Start SOURCE EXCERPT

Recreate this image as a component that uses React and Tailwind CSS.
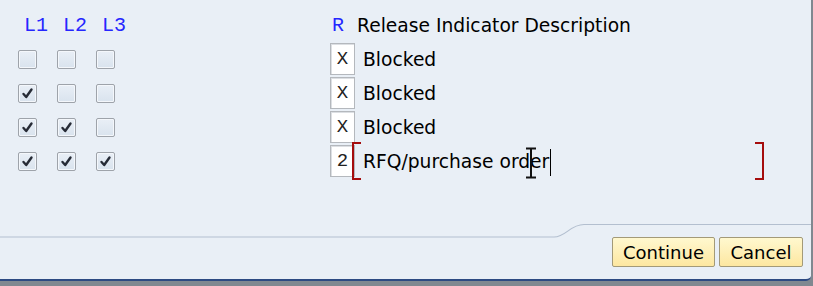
const ui = { fontFamily: '"DejaVu Sans", "Liberation Sans", sans-serif' };
const mono = { fontFamily: '"Liberation Mono", "DejaVu Sans Mono", monospace' };

const rows = [
  { levels: [false, false, false], code: 'X', text: 'Blocked' },
  { levels: [true, false, false], code: 'X', text: 'Blocked' },
  { levels: [true, true, false], code: 'X', text: 'Blocked' },
  { levels: [true, true, true], code: '2', text: 'RFQ/purchase order', active: true },
];

function Check({ on }) {
  return (
    <div className="w-[19px] h-[19px] rounded-[2px] border border-[#9ea3aa] bg-gradient-to-b from-[#e9eff6] to-[#d9e3ee] flex items-center justify-center shadow-[inset_0_0_0_1px_#f4f7fb]">
      {on && (
        <svg width="13" height="13" viewBox="0 0 13 13">
          <path d="M2.5 7 L5.2 10 L10.5 2.5" fill="none" stroke="#262b36" strokeWidth="2.4" strokeLinecap="round" strokeLinejoin="round" />
        </svg>
      )}
    </div>
  );
}

function Bracket() {
  return (
    <>
      <svg className="absolute left-[-11px] top-[-2px]" width="10" height="38" viewBox="0 0 10 38">
        <path d="M9 1 H1 V37 H9" fill="none" stroke="#a50d0d" strokeWidth="2" />
      </svg>
      <svg className="absolute left-[391px] top-[-2px]" width="10" height="38" viewBox="0 0 10 38">
        <path d="M1 1 H9 V37 H1" fill="none" stroke="#a50d0d" strokeWidth="2" />
      </svg>
    </>
  );
}

export default function App() {
  return (
    <div className="w-[813px] h-[286px] bg-[#808890] overflow-hidden">
      <div className="w-[811px] h-[281px] bg-[#e9eff6] border-b-2 border-[#2d4a82] rounded-br-[5px] flex flex-col">
        <div className="flex pt-[8px]">
          {/* level checkboxes */}
          <div className="pl-[18px] w-[330px]">
            <div className="flex h-[34px] items-center pt-[2px] text-[20px] text-[#2626ff]" style={mono}>
              {['L1', 'L2', 'L3'].map((l) => (
                <div key={l} className="w-[39px] pl-[6px]">{l}</div>
              ))}
            </div>
            {rows.map((r, i) => (
              <div key={i} className="flex h-[34px] items-center">
                {r.levels.map((on, j) => (
                  <div key={j} className="w-[39px]"><Check on={on} /></div>
                ))}
              </div>
            ))}
          </div>

          {/* release indicators */}
          <div>
            <div className="flex h-[34px] items-center pt-[2px]">
              <div className="w-[27px] pl-[2px] text-[20px] text-[#2626ff]" style={mono}>R</div>
              <div className="text-[18.7px] text-black" style={ui}>Release Indicator Description</div>
            </div>
            {rows.map((r, i) => (
              <div key={i} className="flex h-[34px] items-center">
                <div className="w-[25px] h-[32px] bg-white border border-[#b4b8bd] shadow-[inset_1px_1px_0_#dcdfe3] flex items-center justify-center text-[19px] text-[#222]" style={mono}>
                  {r.code}
                </div>
                <div className="relative ml-[8px] h-[34px] pt-[2px] flex items-center text-[18.7px] text-black" style={ui}>
                  {r.text}
                  {r.active && <span className="inline-block w-px h-[27px] bg-black ml-[1px]" />}
                  {r.active && <Bracket />}
                  {r.active && (
                    <svg className="absolute left-[161px] top-[3px]" width="14" height="32" viewBox="0 0 14 32">
                      <path d="M2 1.5 H12 M7 1.5 V30.5 M2 30.5 H12" fill="none" stroke="#111" strokeWidth="2" />
                    </svg>
                  )}
                </div>
              </div>
            ))}
          </div>
        </div>

        <div className="mt-auto">
          <svg className="block" width="811" height="15" viewBox="0 0 811 15">
            <path d="M0 14 H554 C566 14 570 1.5 584 1.5 H811" fill="none" stroke="#b3bfcf" strokeWidth="1.2" />
          </svg>
          <div className="flex justify-end gap-[4px] pr-[8px] mt-[-1px] pb-[12px]">
            <button className="h-[30px] w-[103px] rounded-[2px] border border-[#a39a78] bg-gradient-to-b from-[#fff8cf] to-[#fde7a0] text-[18px] text-black" style={ui}>Continue</button>
            <button className="h-[30px] w-[84px] rounded-[2px] border border-[#a39a78] bg-gradient-to-b from-[#fff8cf] to-[#fde7a0] text-[18px] text-black" style={ui}>Cancel</button>
          </div>
        </div>
      </div>
    </div>
  );
}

End SOURCE EXCERPT

**EXERCISE DIRECTIONS**
Return all of the data exactly as written, and drop the pictures.

**WRITTEN ANSWER**
Recreate this image as a component that uses React and Tailwind CSS.
const ui = { fontFamily: '"DejaVu Sans", "Liberation Sans", sans-serif' };
const mono = { fontFamily: '"Liberation Mono", "DejaVu Sans Mono", monospace' };

const rows = [
  { levels: [false, false, false], code: 'X', text: 'Blocked' },
  { levels: [true, false, false], code: 'X', text: 'Blocked' },
  { levels: [true, true, false], code: 'X', text: 'Blocked' },
  { levels: [true, true, true], code: '2', text: 'RFQ/purchase order', active: true },
];

function Check({ on }) {
  return (
    <div className="w-[19px] h-[19px] rounded-[2px] border border-[#9ea3aa] bg-gradient-to-b from-[#e9eff6] to-[#d9e3ee] flex items-center justify-center shadow-[inset_0_0_0_1px_#f4f7fb]">
      {on && (
        <svg width="13" height="13" viewBox="0 0 13 13">
          <path d="M2.5 7 L5.2 10 L10.5 2.5" fill="none" stroke="#262b36" strokeWidth="2.4" strokeLinecap="round" strokeLinejoin="round" />
        </svg>
      )}
    </div>
  );
}

function Bracket() {
  return (
    <>
      <svg className="absolute left-[-11px] top-[-2px]" width="10" height="38" viewBox="0 0 10 38">
        <path d="M9 1 H1 V37 H9" fill="none" stroke="#a50d0d" strokeWidth="2" />
      </svg>
      <svg className="absolute left-[391px] top-[-2px]" width="10" height="38" viewBox="0 0 10 38">
        <path d="M1 1 H9 V37 H1" fill="none" stroke="#a50d0d" strokeWidth="2" />
      </svg>
    </>
  );
}

export default function App() {
  return (
    <div className="w-[813px] h-[286px] bg-[#808890] overflow-hidden">
      <div className="w-[811px] h-[281px] bg-[#e9eff6] border-b-2 border-[#2d4a82] rounded-br-[5px] flex flex-col">
        <div className="flex pt-[8px]">
          {/* level checkboxes */}
          <div className="pl-[18px] w-[330px]">
            <div className="flex h-[34px] items-center pt-[2px] text-[20px] text-[#2626ff]" style={mono}>
              {['L1', 'L2', 'L3'].map((l) => (
                <div key={l} className="w-[39px] pl-[6px]">{l}</div>
              ))}
            </div>
            {rows.map((r, i) => (
              <div key={i} className="flex h-[34px] items-center">
                {r.levels.map((on, j) => (
                  <div key={j} className="w-[39px]"><Check on={on} /></div>
                ))}
              </div>
            ))}
          </div>

          {/* release indicators */}
          <div>
            <div className="flex h-[34px] items-center pt-[2px]">
              <div className="w-[27px] pl-[2px] text-[20px] text-[#2626ff]" style={mono}>R</div>
              <div className="text-[18.7px] text-black" style={ui}>Release Indicator Description</div>
            </div>
            {rows.map((r, i) => (
              <div key={i} className="flex h-[34px] items-center">
                <div className="w-[25px] h-[32px] bg-white border border-[#b4b8bd] shadow-[inset_1px_1px_0_#dcdfe3] flex items-center justify-center text-[19px] text-[#222]" style={mono}>
                  {r.code}
                </div>
                <div className="relative ml-[8px] h-[34px] pt-[2px] flex items-center text-[18.7px] text-black" style={ui}>
                  {r.text}
                  {r.active && <span className="inline-block w-px h-[27px] bg-black ml-[1px]" />}
                  {r.active && <Bracket />}
                  {r.active && (
                    <svg className="absolute left-[161px] top-[3px]" width="14" height="32" viewBox="0 0 14 32">
                      <path d="M2 1.5 H12 M7 1.5 V30.5 M2 30.5 H12" fill="none" stroke="#111" strokeWidth="2" />
                    </svg>
                  )}
                </div>
              </div>
            ))}
          </div>
        </div>

        <div className="mt-auto">
          <svg className="block" width="811" height="15" viewBox="0 0 811 15">
            <path d="M0 14 H554 C566 14 570 1.5 584 1.5 H811" fill="none" stroke="#b3bfcf" strokeWidth="1.2" />
          </svg>
          <div className="flex justify-end gap-[4px] pr-[8px] mt-[-1px] pb-[12px]">
            <button className="h-[30px] w-[103px] rounded-[2px] border border-[#a39a78] bg-gradient-to-b from-[#fff8cf] to-[#fde7a0] text-[18px] text-black" style={ui}>Continue</button>
            <button className="h-[30px] w-[84px] rounded-[2px] border border-[#a39a78] bg-gradient-to-b from-[#fff8cf] to-[#fde7a0] text-[18px] text-black" style={ui}>Cancel</button>
          </div>
        </div>
      </div>
    </div>
  );
}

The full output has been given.